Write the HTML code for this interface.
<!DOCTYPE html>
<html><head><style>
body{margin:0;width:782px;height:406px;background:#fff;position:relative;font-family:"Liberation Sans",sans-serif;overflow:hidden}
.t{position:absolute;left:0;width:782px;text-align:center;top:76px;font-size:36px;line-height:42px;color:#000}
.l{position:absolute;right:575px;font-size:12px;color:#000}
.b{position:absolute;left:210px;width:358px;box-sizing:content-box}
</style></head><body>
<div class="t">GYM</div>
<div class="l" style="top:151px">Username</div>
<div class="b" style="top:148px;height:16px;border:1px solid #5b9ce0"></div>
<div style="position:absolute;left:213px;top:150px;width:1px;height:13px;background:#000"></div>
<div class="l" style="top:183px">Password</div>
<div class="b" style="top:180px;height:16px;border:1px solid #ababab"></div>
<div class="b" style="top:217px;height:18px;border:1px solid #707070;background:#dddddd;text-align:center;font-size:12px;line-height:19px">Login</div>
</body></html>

★ ★ ★ ★ ★

Write the entire listing out again, word for word.

**Response:**
Write the HTML code for this interface.
<!DOCTYPE html>
<html><head><style>
body{margin:0;width:782px;height:406px;background:#fff;position:relative;font-family:"Liberation Sans",sans-serif;overflow:hidden}
.t{position:absolute;left:0;width:782px;text-align:center;top:76px;font-size:36px;line-height:42px;color:#000}
.l{position:absolute;right:575px;font-size:12px;color:#000}
.b{position:absolute;left:210px;width:358px;box-sizing:content-box}
</style></head><body>
<div class="t">GYM</div>
<div class="l" style="top:151px">Username</div>
<div class="b" style="top:148px;height:16px;border:1px solid #5b9ce0"></div>
<div style="position:absolute;left:213px;top:150px;width:1px;height:13px;background:#000"></div>
<div class="l" style="top:183px">Password</div>
<div class="b" style="top:180px;height:16px;border:1px solid #ababab"></div>
<div class="b" style="top:217px;height:18px;border:1px solid #707070;background:#dddddd;text-align:center;font-size:12px;line-height:19px">Login</div>
</body></html>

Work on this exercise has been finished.